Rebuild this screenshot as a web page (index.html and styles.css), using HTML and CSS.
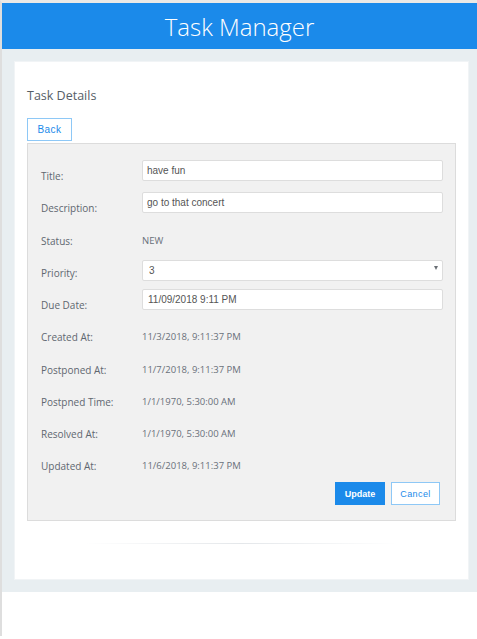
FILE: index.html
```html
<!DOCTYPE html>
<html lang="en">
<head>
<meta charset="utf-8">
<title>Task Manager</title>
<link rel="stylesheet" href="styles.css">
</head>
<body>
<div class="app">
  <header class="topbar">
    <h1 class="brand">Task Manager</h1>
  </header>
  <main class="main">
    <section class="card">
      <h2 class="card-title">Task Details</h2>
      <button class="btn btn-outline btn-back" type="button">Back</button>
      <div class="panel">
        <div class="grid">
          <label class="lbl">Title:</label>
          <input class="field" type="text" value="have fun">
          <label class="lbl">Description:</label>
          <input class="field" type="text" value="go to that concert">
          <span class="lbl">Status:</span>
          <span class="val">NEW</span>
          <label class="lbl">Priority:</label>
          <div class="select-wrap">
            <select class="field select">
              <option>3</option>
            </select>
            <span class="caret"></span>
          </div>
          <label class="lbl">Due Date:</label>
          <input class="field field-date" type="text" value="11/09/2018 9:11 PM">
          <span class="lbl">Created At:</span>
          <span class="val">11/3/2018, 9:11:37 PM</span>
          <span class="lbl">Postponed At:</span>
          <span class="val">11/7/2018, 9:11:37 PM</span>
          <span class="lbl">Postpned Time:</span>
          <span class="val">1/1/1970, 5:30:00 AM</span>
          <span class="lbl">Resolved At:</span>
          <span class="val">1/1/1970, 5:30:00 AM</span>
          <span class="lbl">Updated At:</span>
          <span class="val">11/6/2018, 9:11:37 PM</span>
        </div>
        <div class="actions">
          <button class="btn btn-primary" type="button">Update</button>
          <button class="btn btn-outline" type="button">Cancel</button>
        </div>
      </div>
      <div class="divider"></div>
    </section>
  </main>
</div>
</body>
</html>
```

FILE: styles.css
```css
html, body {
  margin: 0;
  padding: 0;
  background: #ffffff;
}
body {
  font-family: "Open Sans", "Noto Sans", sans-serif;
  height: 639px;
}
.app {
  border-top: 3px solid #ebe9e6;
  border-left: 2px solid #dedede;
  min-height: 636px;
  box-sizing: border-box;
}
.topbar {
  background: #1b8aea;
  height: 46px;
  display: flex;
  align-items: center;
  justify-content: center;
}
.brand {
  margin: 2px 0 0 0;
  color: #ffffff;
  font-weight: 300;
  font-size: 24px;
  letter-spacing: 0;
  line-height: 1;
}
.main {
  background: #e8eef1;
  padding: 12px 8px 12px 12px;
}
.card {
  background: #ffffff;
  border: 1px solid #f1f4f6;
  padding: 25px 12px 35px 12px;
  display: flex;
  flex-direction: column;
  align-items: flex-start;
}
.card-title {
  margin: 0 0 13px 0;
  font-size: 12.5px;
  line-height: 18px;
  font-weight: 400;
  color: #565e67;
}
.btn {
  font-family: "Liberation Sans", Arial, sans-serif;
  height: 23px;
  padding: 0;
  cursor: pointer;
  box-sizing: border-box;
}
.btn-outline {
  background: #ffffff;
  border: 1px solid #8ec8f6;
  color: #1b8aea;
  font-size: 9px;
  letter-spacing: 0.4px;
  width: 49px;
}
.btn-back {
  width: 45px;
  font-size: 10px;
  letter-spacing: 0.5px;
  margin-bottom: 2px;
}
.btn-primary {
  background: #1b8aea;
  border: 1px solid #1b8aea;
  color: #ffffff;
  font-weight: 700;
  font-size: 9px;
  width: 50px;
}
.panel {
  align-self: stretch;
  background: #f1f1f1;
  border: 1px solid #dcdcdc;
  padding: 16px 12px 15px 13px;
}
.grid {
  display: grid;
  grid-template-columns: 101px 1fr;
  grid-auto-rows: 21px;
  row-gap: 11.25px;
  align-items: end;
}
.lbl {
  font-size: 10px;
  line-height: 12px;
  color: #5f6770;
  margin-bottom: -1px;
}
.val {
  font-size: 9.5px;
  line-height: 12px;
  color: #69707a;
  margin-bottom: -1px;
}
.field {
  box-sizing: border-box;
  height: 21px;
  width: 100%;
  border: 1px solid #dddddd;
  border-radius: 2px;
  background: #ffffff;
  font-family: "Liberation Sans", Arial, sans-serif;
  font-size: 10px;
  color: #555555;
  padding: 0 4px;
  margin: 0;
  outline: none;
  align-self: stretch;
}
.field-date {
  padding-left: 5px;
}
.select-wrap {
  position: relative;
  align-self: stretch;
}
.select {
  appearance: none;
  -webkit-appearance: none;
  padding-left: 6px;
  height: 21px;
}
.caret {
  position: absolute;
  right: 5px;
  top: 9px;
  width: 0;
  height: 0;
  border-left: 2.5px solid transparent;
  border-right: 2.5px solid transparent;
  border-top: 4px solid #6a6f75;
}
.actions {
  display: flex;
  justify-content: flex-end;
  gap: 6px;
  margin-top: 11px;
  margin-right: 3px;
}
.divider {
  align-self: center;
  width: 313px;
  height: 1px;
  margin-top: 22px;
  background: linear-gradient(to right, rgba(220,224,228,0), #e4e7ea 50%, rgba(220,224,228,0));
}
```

○ ○ ○

* [Task to complete]
Your task is to repeat the material above exactly, without its pictures.

* [Exercise answer]
Rebuild this screenshot as a web page (index.html and styles.css), using HTML and CSS.
FILE: index.html
```html
<!DOCTYPE html>
<html lang="en">
<head>
<meta charset="utf-8">
<title>Task Manager</title>
<link rel="stylesheet" href="styles.css">
</head>
<body>
<div class="app">
  <header class="topbar">
    <h1 class="brand">Task Manager</h1>
  </header>
  <main class="main">
    <section class="card">
      <h2 class="card-title">Task Details</h2>
      <button class="btn btn-outline btn-back" type="button">Back</button>
      <div class="panel">
        <div class="grid">
          <label class="lbl">Title:</label>
          <input class="field" type="text" value="have fun">
          <label class="lbl">Description:</label>
          <input class="field" type="text" value="go to that concert">
          <span class="lbl">Status:</span>
          <span class="val">NEW</span>
          <label class="lbl">Priority:</label>
          <div class="select-wrap">
            <select class="field select">
              <option>3</option>
            </select>
            <span class="caret"></span>
          </div>
          <label class="lbl">Due Date:</label>
          <input class="field field-date" type="text" value="11/09/2018 9:11 PM">
          <span class="lbl">Created At:</span>
          <span class="val">11/3/2018, 9:11:37 PM</span>
          <span class="lbl">Postponed At:</span>
          <span class="val">11/7/2018, 9:11:37 PM</span>
          <span class="lbl">Postpned Time:</span>
          <span class="val">1/1/1970, 5:30:00 AM</span>
          <span class="lbl">Resolved At:</span>
          <span class="val">1/1/1970, 5:30:00 AM</span>
          <span class="lbl">Updated At:</span>
          <span class="val">11/6/2018, 9:11:37 PM</span>
        </div>
        <div class="actions">
          <button class="btn btn-primary" type="button">Update</button>
          <button class="btn btn-outline" type="button">Cancel</button>
        </div>
      </div>
      <div class="divider"></div>
    </section>
  </main>
</div>
</body>
</html>
```

FILE: styles.css
```css
html, body {
  margin: 0;
  padding: 0;
  background: #ffffff;
}
body {
  font-family: "Open Sans", "Noto Sans", sans-serif;
  height: 639px;
}
.app {
  border-top: 3px solid #ebe9e6;
  border-left: 2px solid #dedede;
  min-height: 636px;
  box-sizing: border-box;
}
.topbar {
  background: #1b8aea;
  height: 46px;
  display: flex;
  align-items: center;
  justify-content: center;
}
.brand {
  margin: 2px 0 0 0;
  color: #ffffff;
  font-weight: 300;
  font-size: 24px;
  letter-spacing: 0;
  line-height: 1;
}
.main {
  background: #e8eef1;
  padding: 12px 8px 12px 12px;
}
.card {
  background: #ffffff;
  border: 1px solid #f1f4f6;
  padding: 25px 12px 35px 12px;
  display: flex;
  flex-direction: column;
  align-items: flex-start;
}
.card-title {
  margin: 0 0 13px 0;
  font-size: 12.5px;
  line-height: 18px;
  font-weight: 400;
  color: #565e67;
}
.btn {
  font-family: "Liberation Sans", Arial, sans-serif;
  height: 23px;
  padding: 0;
  cursor: pointer;
  box-sizing: border-box;
}
.btn-outline {
  background: #ffffff;
  border: 1px solid #8ec8f6;
  color: #1b8aea;
  font-size: 9px;
  letter-spacing: 0.4px;
  width: 49px;
}
.btn-back {
  width: 45px;
  font-size: 10px;
  letter-spacing: 0.5px;
  margin-bottom: 2px;
}
.btn-primary {
  background: #1b8aea;
  border: 1px solid #1b8aea;
  color: #ffffff;
  font-weight: 700;
  font-size: 9px;
  width: 50px;
}
.panel {
  align-self: stretch;
  background: #f1f1f1;
  border: 1px solid #dcdcdc;
  padding: 16px 12px 15px 13px;
}
.grid {
  display: grid;
  grid-template-columns: 101px 1fr;
  grid-auto-rows: 21px;
  row-gap: 11.25px;
  align-items: end;
}
.lbl {
  font-size: 10px;
  line-height: 12px;
  color: #5f6770;
  margin-bottom: -1px;
}
.val {
  font-size: 9.5px;
  line-height: 12px;
  color: #69707a;
  margin-bottom: -1px;
}
.field {
  box-sizing: border-box;
  height: 21px;
  width: 100%;
  border: 1px solid #dddddd;
  border-radius: 2px;
  background: #ffffff;
  font-family: "Liberation Sans", Arial, sans-serif;
  font-size: 10px;
  color: #555555;
  padding: 0 4px;
  margin: 0;
  outline: none;
  align-self: stretch;
}
.field-date {
  padding-left: 5px;
}
.select-wrap {
  position: relative;
  align-self: stretch;
}
.select {
  appearance: none;
  -webkit-appearance: none;
  padding-left: 6px;
  height: 21px;
}
.caret {
  position: absolute;
  right: 5px;
  top: 9px;
  width: 0;
  height: 0;
  border-left: 2.5px solid transparent;
  border-right: 2.5px solid transparent;
  border-top: 4px solid #6a6f75;
}
.actions {
  display: flex;
  justify-content: flex-end;
  gap: 6px;
  margin-top: 11px;
  margin-right: 3px;
}
.divider {
  align-self: center;
  width: 313px;
  height: 1px;
  margin-top: 22px;
  background: linear-gradient(to right, rgba(220,224,228,0), #e4e7ea 50%, rgba(220,224,228,0));
}
```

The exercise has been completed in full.